The final step in our cross-validation procedure was to calculate the mean absolute percentage error. This was realised by first calculating the mean absolute percentage error for each specific day of the predictions in consecutive order, then taking the mean of the mean absolute percentage error for the same days of the different prediction rounds, and finally taking the mean of the mean absolute percentage error for each day of the forecast horizon. In the example above, this means first calculating the mean absolute percentage error for the first day of the forecast horizon for the different predictions, then taking the mean of these calculations, repeating the same procedure for each other day of the forecast horizon, and finally taking the mean of the mean absolute percentage errors for each day of the forecast horizon.

3.4. Model Tuning

Based on our cross-validation procedure, we tuned the four different methods with the ambition of minimising the mean absolute percentage error for a forecast horizon of 365 days because our objective was to use the best model for the prediction year of 2020. All models were initially tested with the same set of features, including the numerical variables maximal air temperature, sum of precipitation, and mean wind speed as well as the categorical variables day of the week, month, and year, and the dummy variables public holiday and school holiday. Table 1 provides an overview of the independent and dependent variables:

Table 1. Independent and dependent variables.

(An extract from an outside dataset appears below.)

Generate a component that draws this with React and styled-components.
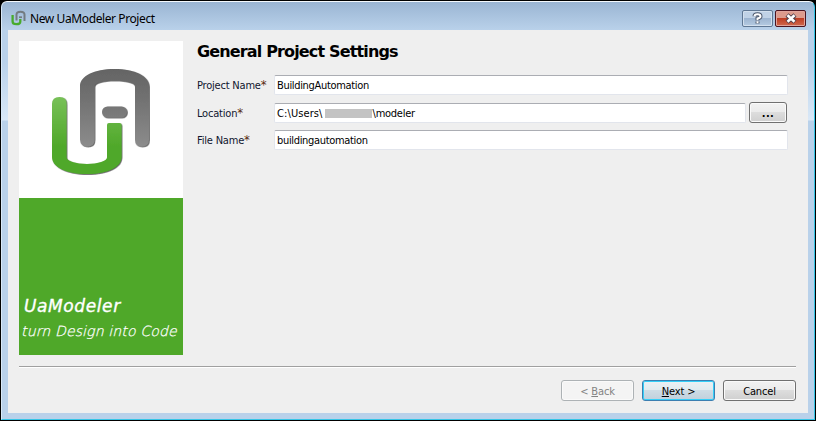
import React from "react";
import styled, { createGlobalStyle, css } from "styled-components";

const Global = createGlobalStyle`
  * { box-sizing: border-box; }
  body { margin: 0; background: #000; overflow: hidden; }
`;

const Window = styled.div`
  width: 816px;
  height: 421px;
  display: flex;
  flex-direction: column;
  padding: 1px 1px 1px 1px;
  background: #000;
  font-family: "DejaVu Sans Condensed", "DejaVu Sans", sans-serif;
  font-stretch: condensed;
  font-size: 11px;
  color: #000;
`;

const Frame = styled.div`
  flex: 1;
  display: flex;
  flex-direction: column;
  border: 1px solid #35c5e6;
  border-top-color: #f4f9fd;
  border-left-color: #d9e9f8;
  border-radius: 6px 6px 0 0;
  padding: 0 6px 6px;
  background: linear-gradient(#9ab5d3 0, #b9d1ea 28px, #b9d1ea 60px, #d9e8f7 118px, #b9d1ea 119px);
`;

const TitleBar = styled.header`
  height: 28px;
  flex: none;
  display: flex;
  align-items: center;
  padding: 4px 2px 0 3px;
`;

const Title = styled.span`
  flex: 1;
  margin: 0 0 0 4px;
  font: 12px "Noto Sans", sans-serif;
  letter-spacing: ${(p) => p.$spacing};
  white-space: pre;
`;

const CaptionButton = styled.button`
  width: 31px;
  height: 17px;
  margin-left: 2px;
  padding: 0;
  display: grid;
  place-items: center;
  border: 1px solid ${(p) => (p.$close ? "#4a1420" : "#5f7793")};
  border-radius: 2px;
  box-shadow: inset 0 0 0 1px ${(p) => (p.$close ? "#e0a49c" : "#d3e0ee")};
  background: ${(p) =>
    p.$close
      ? "linear-gradient(#dc9b8d 0 45%, #bc3a20 46%, #d06a50)"
      : "linear-gradient(#c0d2e6 0 45%, #9bb3cf 46%, #b5cbe2)"};
`;

const Client = styled.main`
  flex: 1;
  display: flex;
  flex-direction: column;
  padding: 11px 12px 0 11px;
  background: #efefef;
`;

const Body = styled.div`
  display: flex;
  height: 314px;
`;

const Banner = styled.aside`
  width: 164px;
  display: flex;
  flex-direction: column;
  background: #4fa829;
  color: #fff;
`;

const LogoPanel = styled.div`
  height: 157px;
  flex: none;
  background: #fff;
`;

const BannerText = styled.div`
  font-family: "DejaVu Sans", sans-serif;
  font-stretch: normal;
  font-style: italic;
  white-space: pre;
  ${(p) =>
    p.$large
      ? css`
          margin: 97px 0 0 5px;
          font-size: 17px;
          line-height: 22px;
          letter-spacing: 0.6px;
          -webkit-text-stroke: 0.35px #fff;
        `
      : css`
          margin: 4px 0 0 2px;
          font-family: "DejaVu Sans Light", "DejaVu Sans", sans-serif;
          font-size: 14px;
          line-height: 20px;
          font-weight: 200;
          letter-spacing: 0.15px;
          -webkit-text-stroke: 0.25px #fff;
        `}
`;

const Form = styled.section`
  flex: 1;
  padding-left: 14px;
`;

const Heading = styled.h1`
  margin: 0 0 14px;
  height: 20px;
  font-family: "DejaVu Sans", sans-serif;
  font-stretch: normal;
  font-size: 16px;
  line-height: 22px;
  font-weight: bold;
  letter-spacing: -0.85px;
  white-space: pre;
`;

const Row = styled.label`
  display: grid;
  grid-template-columns: 77px 1fr auto;
  align-items: center;
  width: 591px;
  height: ${(p) => p.$height || 20}px;
  margin-bottom: ${(p) => p.$gap || 0}px;
`;

const Label = styled.span`
  line-height: 14px;
  padding-top: 2px;
  letter-spacing: -0.2px;
  white-space: pre;
  color: #10152e;
`;

const Star = styled.span`
  color: #5a2a10;
  font-size: 13px;
  line-height: 1px;
`;

const Field = styled.div`
  height: 20px;
  display: flex;
  align-items: center;
  padding: 1px 0 0 2px;
  background: #fff;
  border: 1px solid #e2e5ec;
  border-top-color: #abadb3;
  border-radius: 2px;
  letter-spacing: ${(p) => p.$spacing || "-0.33px"};
`;

const Redacted = styled.span`
  width: 47px;
  height: 9px;
  margin: 0 1px 0 2px;
  background: #c3c3c3;
`;

const Path = styled.span`
  letter-spacing: -0.25px;
`;

const Button = styled.button`
  width: ${(p) => p.$width || 73}px;
  height: 21px;
  padding: 1px 0 0;
  margin: 0;
  font: inherit;
  color: #000;
  letter-spacing: -0.15px;
  text-align: center;
  white-space: pre;
  border: 1px solid #707070;
  border-radius: 3px;
  box-shadow: inset 0 0 0 1px #fafafa;
  background: linear-gradient(#f2f2f2 0, #ebebeb 48%, #dddddd 50%, #cfcfcf);
  ${(p) =>
    p.$kind === "default" &&
    css`
      border-color: #3c7fb1;
      box-shadow: inset 0 0 0 1px #35cff8;
      background: linear-gradient(#ecf1f4 0, #e1ebf0 48%, #cedce5 50%, #c0d0dc);
    `}
  ${(p) =>
    p.$kind === "disabled" &&
    css`
      color: #838383;
      border-color: #adb2b5;
      box-shadow: inset 0 0 0 1px #fafafa;
      background: #f4f4f4;
    `}
`;

const Browse = styled(Button)`
  margin-left: 3px;
  margin-right: 1px;
  line-height: 20px;
  font-weight: bold;
  letter-spacing: 0.4px;
`;

const Divider = styled.hr`
  width: 777px;
  height: 2px;
  margin: 11px 0 12px;
  border: 0;
  border-top: 1px solid #a0a0a0;
  background: #fff;
`;

const Footer = styled.footer`
  display: flex;
  justify-content: flex-end;
  gap: 8px;
`;

function Logo() {
  return (
    <svg width="164" height="157" viewBox="19 41 164 157">
      <defs>
        <linearGradient id="gray" gradientUnits="userSpaceOnUse" x1="0" y1="69" x2="0" y2="147">
          <stop offset="0" stopColor="#646464" />
          <stop offset=".35" stopColor="#707070" />
          <stop offset="1" stopColor="#8c8c8c" />
        </linearGradient>
        <linearGradient id="green" gradientUnits="userSpaceOnUse" x1="0" y1="97" x2="0" y2="174">
          <stop offset="0" stopColor="#78c158" />
          <stop offset=".65" stopColor="#4fa829" />
          <stop offset="1" stopColor="#4fa829" />
        </linearGradient>
        <filter id="edge" x="-10%" y="-10%" width="120%" height="120%">
          <feDropShadow dx=".7" dy=".7" stdDeviation=".4" floodColor="#222" floodOpacity=".85" />
        </filter>
      </defs>
      <g filter="url(#edge)">
        <path fill="url(#gray)" d="M80 86C80 76 94 69 114.500 69S149 76 149 86V139.500Q149 146.500 142 146.500T135 139.500V86.500C135 83 127 80.500 114.500 80.500S94.500 83 94.500 86.500V139.500Q94.500 146.500 87.500 146.500T80 139.500Z" />
        <rect fill="url(#gray)" x="102" y="106.500" width="25" height="11" rx="5.500" />
      </g>
      <g filter="url(#edge)">
        <path fill="url(#green)" d="M52 157V104Q52 97 59.500 97T66.500 104V157.500C66.500 161 76 164 87 164S107 161 107 157.500V125Q107 123 109 123H119.500Q121.500 123 121.500 125V157C121.500 167 108 174 87 174S52 167 52 157Z" />
      </g>
    </svg>
  );
}

function AppIcon() {
  return (
    <svg width="15" height="16" viewBox="0 0 15 16" fill="none" strokeWidth="2">
      <path stroke="#737b80" d="M5.500 10.500V4.500Q5.500 1.700 9.500 1.700T13.500 4.500V11" />
      <path stroke="#737b80" strokeWidth="1.700" d="M8 7.200H11" />
      <path stroke="#48ab2c" strokeWidth="2.300" d="M1.600 5V11.500Q1.600 14.200 5.500 14.200T9.300 11.500V9" />
    </svg>
  );
}

function HelpGlyph() {
  return (
    <svg width="11" height="13" viewBox="0 0 11 13" fill="none">
      <path stroke="#4c586c" strokeWidth="4" d="M2.500 4.200Q2.500 2.300 5.500 2.300T8.500 4.400Q8.500 5.700 5.500 6.500V8.500M5.500 9.500V11.500" />
      <path stroke="#fff" strokeWidth="2" d="M2.500 4.200Q2.500 2.300 5.500 2.300T8.500 4.400Q8.500 5.700 5.500 6.500V8.200M5.500 9.300V11.300" />
    </svg>
  );
}

function CloseGlyph() {
  return (
    <svg width="12" height="11" viewBox="0 0 12 11" fill="none">
      <path stroke="#50404c" strokeWidth="4.500" d="M2 2L10 9M10 2L2 9" />
      <path stroke="#fff" strokeWidth="2.600" d="M2.500 2.300L9.500 8.700M9.500 2.300L2.500 8.700" />
    </svg>
  );
}

export default function App() {
  return (
    <>
      <Global />
      <Window>
        <Frame>
          <TitleBar>
            <AppIcon />
            <Title $spacing="-0.4px">New UaModeler Project</Title>
            <CaptionButton aria-label="Help"><HelpGlyph /></CaptionButton>
            <CaptionButton $close aria-label="Close"><CloseGlyph /></CaptionButton>
          </TitleBar>
          <Client>
            <Body>
              <Banner>
                <LogoPanel><Logo /></LogoPanel>
                <BannerText $large>UaModeler</BannerText>
                <BannerText>turn Design into Code</BannerText>
              </Banner>
              <Form>
                <Heading>General Project Settings</Heading>
                <Row $gap={7}>
                  <Label>Project Name<Star>*</Star></Label>
                  <Field>BuildingAutomation</Field>
                </Row>
                <Row $height={21} $gap={7}>
                  <Label>Location<Star>*</Star></Label>
                  <Field $spacing="0.1px">C:\Users\<Redacted /><Path>\modeler</Path></Field>
                  <Browse as="span" $width={38}>...</Browse>
                </Row>
                <Row>
                  <Label>File Name<Star>*</Star></Label>
                  <Field>buildingautomation</Field>
                </Row>
              </Form>
            </Body>
            <Divider />
            <Footer>
              <Button $kind="disabled">&lt; <u>B</u>ack</Button>
              <Button $kind="default"><u>N</u>ext &gt;</Button>
              <Button>Cancel</Button>
            </Footer>
          </Client>
        </Frame>
      </Window>
    </>
  );
}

Name	Data Type	Unit	Temporal Resolution
Independent variables
Maximal air temperature	Numeric	° Celsius	Daily (maximum)
Sum of precipitation	Numeric	Millimetres	Daily (sum)
Mean wind speed	Numeric	Metre per second	Daily (mean)
Day of the week	Categorical	-	Daily
Month	Categorical	-	Monthly
Year	Categorical	-	Yearly
Public holiday	Dummy	-	Daily
School holiday	Dummy	-	Daily
Dependent variable
Bicycle counts	Numeric	-	Daily

Table 1. Independent and dependent variables.

Name	Data Type	Unit	Temporal Resolution
Independent variables
Maximal air temperature	Numeric	° Celsius	Daily (maximum)
Sum of precipitation	Numeric	Millimetres	Daily (sum)
Mean wind speed	Numeric	Metre per second	Daily (mean)
Day of the week	Categorical	-	Daily
Month	Categorical	-	Monthly
Year	Categorical	-	Yearly
Public holiday	Dummy	-	Daily
School holiday	Dummy	-	Daily
Dependent variable
Bicycle counts	Numeric	-	Daily

As single days constitute our temporal level of analysis, each feature comprises 1095 observations that together cover the three years 2017, 2018, and 2019. As there is no linear trend in the bicycle counts in Berlin (see Section 2.1), we do not have to apply differencing transformations to our data. Consequently, it also means that our predictions for the year 2020 will have no linear trend that would predict a rise or decline in the bicycle counts, irrespective of the weather.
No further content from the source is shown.